§ **Instructions to follow**
State how many lines of the records contain the string "table". Give the number alone.

§ **Records to use**
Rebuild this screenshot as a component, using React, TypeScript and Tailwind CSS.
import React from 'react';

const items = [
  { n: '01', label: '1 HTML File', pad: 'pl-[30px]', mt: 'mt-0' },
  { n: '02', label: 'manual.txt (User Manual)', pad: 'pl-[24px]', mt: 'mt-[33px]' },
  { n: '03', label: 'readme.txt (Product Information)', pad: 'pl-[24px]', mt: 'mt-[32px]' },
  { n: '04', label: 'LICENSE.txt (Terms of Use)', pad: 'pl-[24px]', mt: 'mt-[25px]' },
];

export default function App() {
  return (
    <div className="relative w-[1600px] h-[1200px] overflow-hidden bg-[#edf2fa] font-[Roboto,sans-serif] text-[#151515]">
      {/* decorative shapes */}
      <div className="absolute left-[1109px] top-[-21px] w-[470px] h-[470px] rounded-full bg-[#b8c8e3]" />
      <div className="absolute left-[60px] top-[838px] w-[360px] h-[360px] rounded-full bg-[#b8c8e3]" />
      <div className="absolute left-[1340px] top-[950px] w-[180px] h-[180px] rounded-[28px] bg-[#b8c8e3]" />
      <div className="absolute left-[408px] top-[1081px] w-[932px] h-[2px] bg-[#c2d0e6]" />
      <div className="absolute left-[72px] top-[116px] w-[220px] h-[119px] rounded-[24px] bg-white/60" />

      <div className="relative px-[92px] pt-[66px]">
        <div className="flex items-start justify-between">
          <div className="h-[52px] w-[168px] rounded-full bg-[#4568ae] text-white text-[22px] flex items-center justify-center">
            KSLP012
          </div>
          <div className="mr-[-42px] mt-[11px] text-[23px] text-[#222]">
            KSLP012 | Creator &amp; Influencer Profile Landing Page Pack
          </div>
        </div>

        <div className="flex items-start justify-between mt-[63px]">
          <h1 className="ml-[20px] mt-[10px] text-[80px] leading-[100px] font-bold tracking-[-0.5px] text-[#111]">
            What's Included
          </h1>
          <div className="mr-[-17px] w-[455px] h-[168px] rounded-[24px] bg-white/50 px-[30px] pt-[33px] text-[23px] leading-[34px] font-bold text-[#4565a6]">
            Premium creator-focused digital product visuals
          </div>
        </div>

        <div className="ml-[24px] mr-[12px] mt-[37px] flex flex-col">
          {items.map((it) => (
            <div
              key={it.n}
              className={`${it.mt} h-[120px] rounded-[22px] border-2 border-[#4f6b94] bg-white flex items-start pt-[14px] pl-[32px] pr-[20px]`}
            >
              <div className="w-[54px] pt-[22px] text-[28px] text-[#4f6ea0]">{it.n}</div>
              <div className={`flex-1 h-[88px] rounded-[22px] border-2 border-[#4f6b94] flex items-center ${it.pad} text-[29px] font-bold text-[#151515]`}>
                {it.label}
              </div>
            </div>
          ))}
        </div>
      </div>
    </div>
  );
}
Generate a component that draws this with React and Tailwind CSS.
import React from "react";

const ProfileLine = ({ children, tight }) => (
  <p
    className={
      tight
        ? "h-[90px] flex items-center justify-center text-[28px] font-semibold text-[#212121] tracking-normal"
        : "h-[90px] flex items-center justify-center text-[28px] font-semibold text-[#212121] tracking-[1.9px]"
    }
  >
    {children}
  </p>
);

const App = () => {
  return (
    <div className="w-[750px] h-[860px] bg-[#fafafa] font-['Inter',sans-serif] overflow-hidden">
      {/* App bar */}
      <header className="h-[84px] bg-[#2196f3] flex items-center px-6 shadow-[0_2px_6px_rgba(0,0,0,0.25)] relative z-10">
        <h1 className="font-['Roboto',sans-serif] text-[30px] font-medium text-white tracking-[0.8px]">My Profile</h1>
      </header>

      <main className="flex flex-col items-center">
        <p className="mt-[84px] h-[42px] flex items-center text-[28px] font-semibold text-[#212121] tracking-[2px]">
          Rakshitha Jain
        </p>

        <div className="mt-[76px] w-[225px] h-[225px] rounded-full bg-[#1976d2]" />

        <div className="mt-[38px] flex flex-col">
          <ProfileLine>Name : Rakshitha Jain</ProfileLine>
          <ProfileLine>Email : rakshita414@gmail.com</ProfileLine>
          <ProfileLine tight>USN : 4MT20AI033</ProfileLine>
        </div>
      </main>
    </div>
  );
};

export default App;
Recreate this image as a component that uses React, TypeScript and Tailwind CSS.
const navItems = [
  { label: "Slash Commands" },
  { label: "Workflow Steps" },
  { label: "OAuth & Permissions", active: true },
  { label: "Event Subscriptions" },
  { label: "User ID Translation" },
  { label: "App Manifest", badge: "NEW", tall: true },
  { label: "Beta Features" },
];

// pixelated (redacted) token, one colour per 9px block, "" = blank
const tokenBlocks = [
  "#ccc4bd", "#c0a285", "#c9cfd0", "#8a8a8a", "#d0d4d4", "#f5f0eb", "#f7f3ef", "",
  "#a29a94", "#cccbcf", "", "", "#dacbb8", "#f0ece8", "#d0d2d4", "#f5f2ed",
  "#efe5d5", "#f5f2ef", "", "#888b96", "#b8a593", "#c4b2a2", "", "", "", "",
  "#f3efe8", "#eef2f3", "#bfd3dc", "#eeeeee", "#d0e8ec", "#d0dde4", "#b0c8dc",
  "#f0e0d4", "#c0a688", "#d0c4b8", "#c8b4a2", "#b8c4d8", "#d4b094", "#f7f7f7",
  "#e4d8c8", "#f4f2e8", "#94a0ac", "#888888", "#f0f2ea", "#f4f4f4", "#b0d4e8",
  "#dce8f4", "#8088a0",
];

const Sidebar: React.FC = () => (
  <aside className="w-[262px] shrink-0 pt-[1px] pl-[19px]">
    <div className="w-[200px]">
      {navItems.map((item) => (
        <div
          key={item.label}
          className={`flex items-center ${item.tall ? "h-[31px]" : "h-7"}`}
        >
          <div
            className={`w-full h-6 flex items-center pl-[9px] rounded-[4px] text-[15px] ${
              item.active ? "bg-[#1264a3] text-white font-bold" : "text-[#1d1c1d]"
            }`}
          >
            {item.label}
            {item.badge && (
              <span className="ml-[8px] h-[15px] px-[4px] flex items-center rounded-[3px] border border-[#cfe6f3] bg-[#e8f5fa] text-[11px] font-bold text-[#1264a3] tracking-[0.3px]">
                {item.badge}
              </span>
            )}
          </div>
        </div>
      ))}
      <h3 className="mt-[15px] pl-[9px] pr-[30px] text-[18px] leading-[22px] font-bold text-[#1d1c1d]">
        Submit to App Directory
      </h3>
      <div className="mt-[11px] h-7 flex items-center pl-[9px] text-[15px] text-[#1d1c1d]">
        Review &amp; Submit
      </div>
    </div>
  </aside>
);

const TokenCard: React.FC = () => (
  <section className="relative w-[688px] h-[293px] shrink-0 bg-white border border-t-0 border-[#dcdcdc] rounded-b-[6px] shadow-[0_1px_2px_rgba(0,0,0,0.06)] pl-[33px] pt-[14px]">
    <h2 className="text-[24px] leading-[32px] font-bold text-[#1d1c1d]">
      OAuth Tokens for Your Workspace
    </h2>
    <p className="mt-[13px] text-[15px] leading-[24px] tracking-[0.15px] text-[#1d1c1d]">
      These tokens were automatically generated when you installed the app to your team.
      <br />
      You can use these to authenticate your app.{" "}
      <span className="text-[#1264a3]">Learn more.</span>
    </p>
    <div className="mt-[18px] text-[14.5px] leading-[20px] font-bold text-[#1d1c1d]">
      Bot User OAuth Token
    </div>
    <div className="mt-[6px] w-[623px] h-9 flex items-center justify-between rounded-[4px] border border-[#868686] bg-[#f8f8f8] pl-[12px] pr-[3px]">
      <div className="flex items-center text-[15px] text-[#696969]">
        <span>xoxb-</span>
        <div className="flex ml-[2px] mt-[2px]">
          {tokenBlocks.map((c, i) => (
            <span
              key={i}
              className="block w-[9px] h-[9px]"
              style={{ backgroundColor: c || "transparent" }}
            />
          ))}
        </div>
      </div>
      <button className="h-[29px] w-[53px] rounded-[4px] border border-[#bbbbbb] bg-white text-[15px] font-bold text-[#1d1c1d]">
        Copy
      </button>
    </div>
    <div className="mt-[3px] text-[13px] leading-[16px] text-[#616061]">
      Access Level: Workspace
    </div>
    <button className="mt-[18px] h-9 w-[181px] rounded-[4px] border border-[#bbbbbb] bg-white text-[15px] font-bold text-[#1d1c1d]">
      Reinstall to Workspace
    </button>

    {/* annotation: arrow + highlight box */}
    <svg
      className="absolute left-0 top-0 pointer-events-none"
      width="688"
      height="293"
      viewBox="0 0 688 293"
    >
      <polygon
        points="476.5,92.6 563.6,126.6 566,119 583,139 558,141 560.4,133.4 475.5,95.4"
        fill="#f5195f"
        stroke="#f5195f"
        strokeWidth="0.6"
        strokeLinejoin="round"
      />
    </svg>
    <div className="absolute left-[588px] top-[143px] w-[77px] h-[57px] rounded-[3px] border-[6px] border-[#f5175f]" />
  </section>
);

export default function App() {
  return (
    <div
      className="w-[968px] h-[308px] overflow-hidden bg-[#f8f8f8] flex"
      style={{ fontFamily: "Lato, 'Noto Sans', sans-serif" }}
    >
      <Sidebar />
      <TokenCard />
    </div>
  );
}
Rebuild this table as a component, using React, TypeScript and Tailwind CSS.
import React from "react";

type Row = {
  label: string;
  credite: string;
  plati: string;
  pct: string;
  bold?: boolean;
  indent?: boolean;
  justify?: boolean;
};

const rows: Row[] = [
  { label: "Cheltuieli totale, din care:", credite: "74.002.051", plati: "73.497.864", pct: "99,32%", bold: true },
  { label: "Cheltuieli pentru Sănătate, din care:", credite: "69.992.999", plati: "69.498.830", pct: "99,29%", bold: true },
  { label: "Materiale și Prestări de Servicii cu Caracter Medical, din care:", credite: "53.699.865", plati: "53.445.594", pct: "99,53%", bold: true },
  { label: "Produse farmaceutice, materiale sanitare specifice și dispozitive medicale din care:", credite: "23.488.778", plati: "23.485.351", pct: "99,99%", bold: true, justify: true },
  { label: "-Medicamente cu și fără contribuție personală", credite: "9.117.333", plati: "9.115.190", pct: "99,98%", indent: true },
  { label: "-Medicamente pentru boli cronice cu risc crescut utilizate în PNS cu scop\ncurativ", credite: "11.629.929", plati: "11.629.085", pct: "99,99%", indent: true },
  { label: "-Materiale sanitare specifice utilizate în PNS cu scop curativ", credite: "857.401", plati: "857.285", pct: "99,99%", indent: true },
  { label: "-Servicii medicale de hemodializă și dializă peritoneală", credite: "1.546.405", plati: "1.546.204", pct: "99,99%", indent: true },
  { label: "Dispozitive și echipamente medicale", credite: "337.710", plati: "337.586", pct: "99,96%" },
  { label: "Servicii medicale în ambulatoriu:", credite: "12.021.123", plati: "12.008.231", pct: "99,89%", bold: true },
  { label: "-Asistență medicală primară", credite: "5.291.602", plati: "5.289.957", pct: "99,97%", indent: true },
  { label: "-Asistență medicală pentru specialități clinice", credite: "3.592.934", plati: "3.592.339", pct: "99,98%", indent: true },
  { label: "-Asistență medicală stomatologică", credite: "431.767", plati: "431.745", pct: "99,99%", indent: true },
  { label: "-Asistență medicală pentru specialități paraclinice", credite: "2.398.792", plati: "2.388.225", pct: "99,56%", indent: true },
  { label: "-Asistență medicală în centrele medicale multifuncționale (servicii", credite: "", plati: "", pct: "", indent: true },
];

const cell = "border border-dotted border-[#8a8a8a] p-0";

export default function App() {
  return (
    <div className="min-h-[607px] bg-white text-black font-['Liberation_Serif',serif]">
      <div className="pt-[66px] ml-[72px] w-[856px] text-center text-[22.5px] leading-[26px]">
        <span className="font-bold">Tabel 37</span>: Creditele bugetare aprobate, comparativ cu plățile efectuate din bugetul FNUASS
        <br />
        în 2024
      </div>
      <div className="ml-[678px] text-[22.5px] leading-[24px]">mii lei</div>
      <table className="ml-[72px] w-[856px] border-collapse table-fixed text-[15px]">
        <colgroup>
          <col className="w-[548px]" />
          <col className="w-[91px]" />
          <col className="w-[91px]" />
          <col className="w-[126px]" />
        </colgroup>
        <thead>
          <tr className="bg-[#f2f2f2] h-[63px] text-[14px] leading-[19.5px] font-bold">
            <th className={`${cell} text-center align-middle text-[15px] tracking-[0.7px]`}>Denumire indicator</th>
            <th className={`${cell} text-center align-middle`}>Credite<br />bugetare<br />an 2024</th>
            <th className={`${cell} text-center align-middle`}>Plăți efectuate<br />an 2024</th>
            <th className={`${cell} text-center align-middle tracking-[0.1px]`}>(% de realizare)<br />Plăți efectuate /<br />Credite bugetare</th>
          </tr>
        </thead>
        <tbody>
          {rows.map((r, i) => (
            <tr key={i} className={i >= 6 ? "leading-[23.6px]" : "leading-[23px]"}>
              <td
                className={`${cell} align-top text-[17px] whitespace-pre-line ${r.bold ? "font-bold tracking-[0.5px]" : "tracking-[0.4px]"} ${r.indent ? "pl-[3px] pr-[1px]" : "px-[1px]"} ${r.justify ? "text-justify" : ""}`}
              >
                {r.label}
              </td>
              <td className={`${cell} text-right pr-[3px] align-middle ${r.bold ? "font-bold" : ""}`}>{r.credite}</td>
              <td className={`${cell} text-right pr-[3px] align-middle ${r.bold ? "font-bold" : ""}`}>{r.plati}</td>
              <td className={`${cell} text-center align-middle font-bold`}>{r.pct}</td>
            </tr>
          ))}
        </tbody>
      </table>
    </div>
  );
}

§ **Result for this exercise**
3